DIRECTIVE:
Wherever the word "Tailwind" turns up in a line of the entries, copy that line.

[Interface markup and scripts]
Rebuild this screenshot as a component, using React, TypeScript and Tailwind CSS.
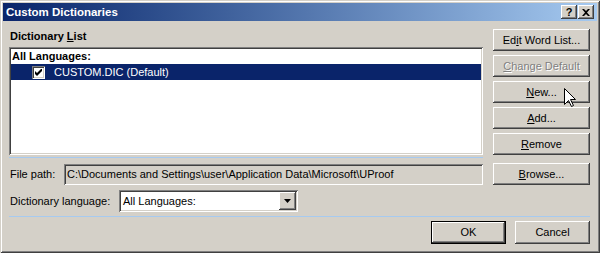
import React from "react";

const raised =
  "shadow-[inset_-1px_-1px_#404040,inset_1px_1px_#ffffff,inset_-2px_-2px_#808080,inset_2px_2px_#d4d0c8]";
const sunken =
  "shadow-[inset_1px_1px_#808080,inset_-1px_-1px_#ffffff,inset_2px_2px_#404040,inset_-2px_-2px_#d4d0c8]";

function Btn({ children, disabled }: { children: React.ReactNode; disabled?: boolean }) {
  return (
    <div
      className={`flex h-[22px] w-[97px] items-center justify-center bg-[#d4d0c8] ${raised} ${
        disabled ? "text-[#808080] [text-shadow:1px_1px_0_#ffffff]" : "text-black"
      }`}
    >
      <span>{children}</span>
    </div>
  );
}

export default function App() {
  return (
    <div
      className="relative flex h-[253px] w-[600px] flex-col bg-[#d4d0c8] p-[3px] text-[11px] leading-[13px] text-black shadow-[inset_1px_1px_#d4d0c8,inset_-1px_-1px_#404040,inset_2px_2px_#ffffff,inset_-2px_-2px_#808080]"
      style={{ fontFamily: "Tahoma, 'Liberation Sans', Arial, sans-serif" }}
    >
      {/* Title bar */}
      <div className="flex h-[18px] items-center bg-gradient-to-r from-[#0a246a] to-[#a6caf0] pl-[3px] pr-[3px]">
        <span className="flex-1 font-bold text-white text-[11.5px]">Custom Dictionaries</span>
        <div className={`flex h-[14px] w-[16px] items-center justify-center bg-[#d4d0c8] ${raised}`}>
          <span className="text-[11px] font-bold leading-none">?</span>
        </div>
        <div className={`ml-[1px] flex h-[14px] w-[16px] items-center justify-center bg-[#d4d0c8] ${raised}`}>
          <svg width="8" height="7" viewBox="0 0 8 7">
            <path d="M0 0h2l2 2 2-2h2L5 3.5 8 7H6L4 5 2 7H0l3-3.5z" fill="#000" />
          </svg>
        </div>
      </div>

      {/* Body */}
      <div className="flex flex-1 flex-col pl-[6px] pr-[7px] pt-[8px]">
        <div className="flex gap-[10px]">
          <div className="flex w-[474px] flex-col">
            <div className="h-[18px] pl-[1px] pt-[1px] font-bold">
              Dictionary <span className="underline">L</span>ist
            </div>
            <div className={`h-[108px] bg-white p-[2px] ${sunken}`}>
              <div className="h-[15px] pl-[1px] pt-[1px] font-bold">All Languages:</div>
              <div className="flex h-[16px] items-center bg-[#0a246a] text-white">
                <div className={`ml-[21px] flex h-[13px] w-[13px] items-center justify-center bg-white ${sunken}`}>
                  <svg width="7" height="7" viewBox="0 0 7 7">
                    <path d="M0 2v3l2 2 5-5V-1L2 4z" fill="#000" />
                  </svg>
                </div>
                <span className="ml-[9px]">CUSTOM.DIC (Default)</span>
              </div>
            </div>
          </div>
          <div className="flex w-[97px] flex-col gap-[4px]">
            <Btn>
              Ed<span className="underline">i</span>t Word List...
            </Btn>
            <Btn disabled>
              <span className="underline">C</span>hange Default
            </Btn>
            <Btn>
              <span className="underline">N</span>ew...
            </Btn>
            <Btn>
              <span className="underline">A</span>dd...
            </Btn>
            <Btn>
              <span className="underline">R</span>emove
            </Btn>
          </div>
        </div>

        <div className="mt-[2px] h-px w-[474px] bg-[#a6caf0]" />

        <div className="mt-[5px] flex items-center gap-[10px]">
          <div className="flex w-[474px] items-center">
            <span className="w-[55px] pl-[1px]">File path:</span>
            <div className={`flex h-[21px] flex-1 items-center bg-[#d4d0c8] pl-[3px] ${sunken}`}>
              C:\Documents and Settings\user\Application Data\Microsoft\UProof
            </div>
          </div>
          <Btn>
            <span className="underline">B</span>rowse...
          </Btn>
        </div>

        <div className="mt-[5px] flex items-center">
          <span className="w-[110px] pl-[1px]">Dictionary language:</span>
          <div className={`flex h-[22px] w-[179px] items-center bg-white p-[2px] ${sunken}`}>
            <span className="flex-1 pl-[2px]">All Languages:</span>
            <div className={`flex h-[18px] w-[17px] items-center justify-center bg-[#d4d0c8] ${raised}`}>
              <svg width="7" height="4" viewBox="0 0 7 4">
                <path d="M0 0h7L3.5 4z" fill="#000" />
              </svg>
            </div>
          </div>
        </div>

        <div className="mt-[4px] h-px w-full bg-[#a6caf0]" />

        <div className="mt-[4px] flex justify-end gap-[9px] pr-0">
          <div className="h-[23px] w-[75px] border border-black">
            <div className={`flex h-full w-full items-center justify-center bg-[#d4d0c8] ${raised}`}>OK</div>
          </div>
          <div className={`flex h-[23px] w-[75px] items-center justify-center bg-[#d4d0c8] ${raised}`}>
            Cancel
          </div>
        </div>
      </div>

      {/* Mouse cursor */}
      <svg className="absolute left-[564px] top-[88px]" width="13" height="20" viewBox="0 0 13 20">
        <path
          d="M0.5 0.5 L0.5 16.5 L4.5 12.5 L7.5 18.5 L9.5 17.5 L6.5 11.5 L11.5 11.5 Z"
          fill="#fff"
          stroke="#000"
          strokeWidth="1"
          strokeLinejoin="miter"
        />
      </svg>
    </div>
  );
}
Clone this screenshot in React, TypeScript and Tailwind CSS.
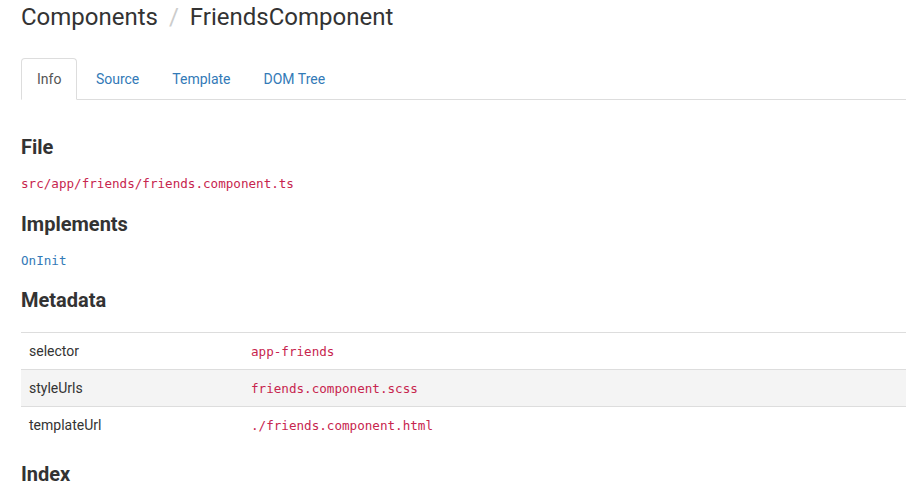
export default function App() {
  const meta = [
    { key: "selector", value: "app-friends" },
    { key: "styleUrls", value: "friends.component.scss" },
    { key: "templateUrl", value: "./friends.component.html" },
  ];
  const tabs = ["Source", "Template", "DOM Tree"];

  return (
    <div
      className="bg-white text-[#333] h-[485px] overflow-hidden pl-[21px] pr-[13px]"
      style={{ fontFamily: "Roboto, 'Liberation Sans', sans-serif" }}
    >
      <h1 className="text-[24px] leading-[34px] pt-0 text-[#333]">
        Components <span className="text-[#ccc] px-[5px]">/</span> FriendsComponent
      </h1>

      <div className="mt-[24px] flex border-b border-[#ddd] text-[14px]">
        <div className="h-[42px] px-[15px] pt-[1px] flex items-center border border-[#ddd] border-b-white -mb-px rounded-t-[4px] bg-white text-[#555]">
          Info
        </div>
        <div className="w-[2px]" />
        {tabs.map((t) => (
          <div key={t} className="h-[41px] px-[16.5px] pt-[2px] flex items-center text-[#337ab7]">
            {t}
          </div>
        ))}
      </div>

      <h3 className="mt-[34px] text-[20px] font-bold leading-[26px]">File</h3>
      <code
        className="block mt-[15px] text-[12.6px] leading-[18px] text-[#c7254e]"
        style={{ fontFamily: "'DejaVu Sans Mono', 'Liberation Mono', monospace" }}
      >
        src/app/friends/friends.component.ts
      </code>

      <h3 className="mt-[18px] text-[20px] font-bold leading-[26px]">Implements</h3>
      <code
        className="block mt-[15px] text-[12.6px] leading-[18px] text-[#337ab7]"
        style={{ fontFamily: "'DejaVu Sans Mono', 'Liberation Mono', monospace" }}
      >
        OnInit
      </code>

      <h3 className="mt-[17px] text-[20px] font-bold leading-[26px]">Metadata</h3>

      <table className="mt-[19px] w-[885px] text-[14px] border-collapse">
        <tbody>
          {meta.map((m, i) => (
            <tr
              key={m.key}
              className={`border-t border-[#ddd] ${i === 1 ? "bg-[#f4f4f4]" : ""} ${i === 1 ? "border-b" : ""}`}
            >
              <td className="h-[37px] pl-[8px] w-[230px] align-middle">{m.key}</td>
              <td className="align-middle">
                <code
                  className="text-[12.6px] text-[#c7254e]"
                  style={{ fontFamily: "'DejaVu Sans Mono', 'Liberation Mono', monospace" }}
                >
                  {m.value}
                </code>
              </td>
            </tr>
          ))}
        </tbody>
      </table>

      <h3 className="mt-[17px] text-[20px] font-bold leading-[26px]">Index</h3>
    </div>
  );
}
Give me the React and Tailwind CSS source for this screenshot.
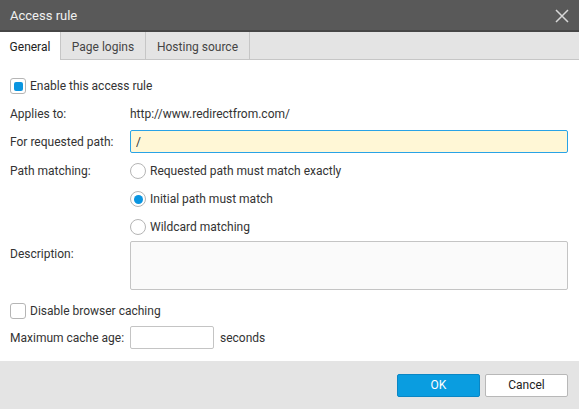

ANSWER FOR THIS EXERCISE:
Rebuild this screenshot as a component, using React, TypeScript and Tailwind CSS.
Clone this screenshot in React, TypeScript and Tailwind CSS.
Give me the React and Tailwind CSS source for this screenshot.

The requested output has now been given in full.